Originally posted by VideoReview

Here is a slightly larger example. Assume that I flip a fair coin 1,033 times and mark down each flip consecutively. After looking at the entire sample, I notice that the first 10 flips were heads. I make the conclusion that I have found that 10 heads in a row are more profitable then it should be since the fair 10 flip parlay would have paid 2^10=1024 to win.

If I was not concerned at all with the fact that I data mined this conclusion, I would surmise (incorrectly of course) the probability of this occurring randomly is:

p-value = 1-NORMSDIST((1024-1)/SQRT(1,023) = (near zero)

(Typo corrected in red -- you're betting 1 unit to win 1,023 at decimal odds of 1024. Conversely were you betting 1 1,023 of a unit to win 1, you'd have a z-score of ( 1,024 1,023 - 1 1,023 )/SQRT( 1 1,023 ), which would obviously yield the same results.)

Ignoring the notion of data mining for a moment, the central limit theorem is woefully inadequate in this regard given your sample size of 1. The proper p-value would come from the binomial distribution and would equal =BINOMDIST(10,10,0.5,0) = 2^-10 ≈ 0.09766%.

I'll also point that this is only a 1-tailed test, when in reality we should probably be looking at a 2-tailed test. Whatever ... we can just ignore that for the duration ... that's the least of our worries.

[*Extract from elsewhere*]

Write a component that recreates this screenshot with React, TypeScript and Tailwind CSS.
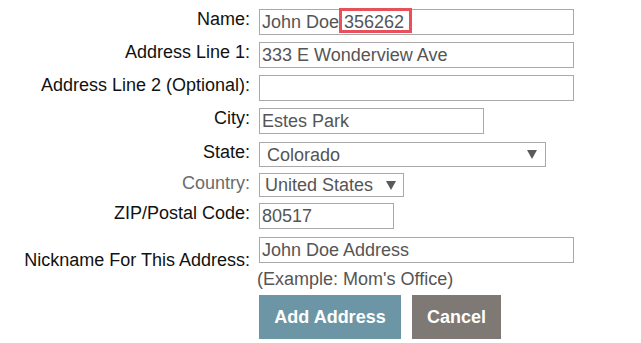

Originally posted by VideoReview

Considering I did data mine it, if starting from before the first flip and after every single flip I bet that the next 10 flips were going to be 10 heads at a payout of 1023 to 1 (1024 units back for a 1 unit bet), using my initial equation I get:

data mined p-value = (1033-10+1) * (1-NORMSDIST((1024-1024)/SQRT(1024)) = 512

Ok. Remember that a p-value refers to a probability-value and a probability of 512 makes no more sense than a probability of "Barney".

If you recall, in a previous post I referred to Bonferroni as only an approximation (and what you're doing isn't really even Bonferroni) and that given a single test p-value of p, determined by considering n independent samples, the corrected p-value would in fact be 1 - (1-p)ⁿ.

When we apply this to the problem of looking at 1,024 independent samples of 10 flips each (although in your example the 1,024 flips are not independent) we get a p-value of 1-(1-2^-10)^1,024 ≈ 63.23%.

Now because of the lack of independence between the 1,024 10-flp samples, this p-value is actually a bit to high. If you flip a coin 1,033 times, what's the probability that at least 10 flips in a row will land heads (again, we're ignoring the 2-tailed component) at at least one point during the sample?

Well the answer to that is 39.517% (which can be obtained from Streak Calculator -- enter values of 1033, 10, and 50%). I explained the algorithm for calculating this in this post.

This figure of 39.517% is the correct p-value for the experiment that involves looking at 1,033 flips and declaring a "success" when 10 flips in a row land heads.

But there's a huge problem with this, too. What's this fixation with 10 flips in a row? What if you had looked at the dataset and noticed that of the first 10 even numbered flips every coin landed heads? Or what if you had looked at the first 10 odd numbered flips and noted that every coin landed heads? Or what if you had looked at flips# 17, 28, 95, 433, 434, 436, 928, 982, 1,024, and 1,030 and noted that every coin landed heads? The point is that there are many, many more than just 1,024 different possible combinations of 10-flip sequences.

In fact there are =COMBIN(1033, 10) ≈ 3.64975×10²³ possible combinations of 10-flip sequences, and of these nearly one septillion combinations 2^-10 ≈ 0.09766% of them would contain exactly 10 heads.

So I'm just not seeing the probabilistic logic to this angle.

VideoReview · 05-31-08, 06:35 PM

I have lost my mind and apparently I was seeing things on this one. I don't know what I was thinking as I had already been through this before and had it resolved. I know I can not do what I was stating.

Please accept my appologies for starting this thread and wasting everyones valuable time. If there is any way to delete this thread, I would like to. If not, it will serve as a reminder to me.

Thanks.

Ganchrow · 06-01-08, 10:36 AM

Originally posted by VideoReview

I have lost my mind and apparently I was seeing things on this one. I don't know what I was thinking as I had already been through this before and had it resolved. I know I can not do what I was stating.

Please accept my appologies for starting this thread and wasting everyones valuable time. If there is any way to delete this thread, I would like to. If not, it will serve as a reminder to me.

Thanks.

I wouldn't worry about it.

Sometimes the best way to convince yourself an idea's wrong is to attempt to take it to its logical conclusion.

Justin7 · 06-01-08, 11:15 AM

Originally posted by VideoReview

I have lost my mind and apparently I was seeing things on this one. I don't know what I was thinking as I had already been through this before and had it resolved. I know I can not do what I was stating.

Please accept my appologies for starting this thread and wasting everyones valuable time. If there is any way to delete this thread, I would like to. If not, it will serve as a reminder to me.

Thanks.

The time is not wasted. Your approach will teach others, regardless of whether it works.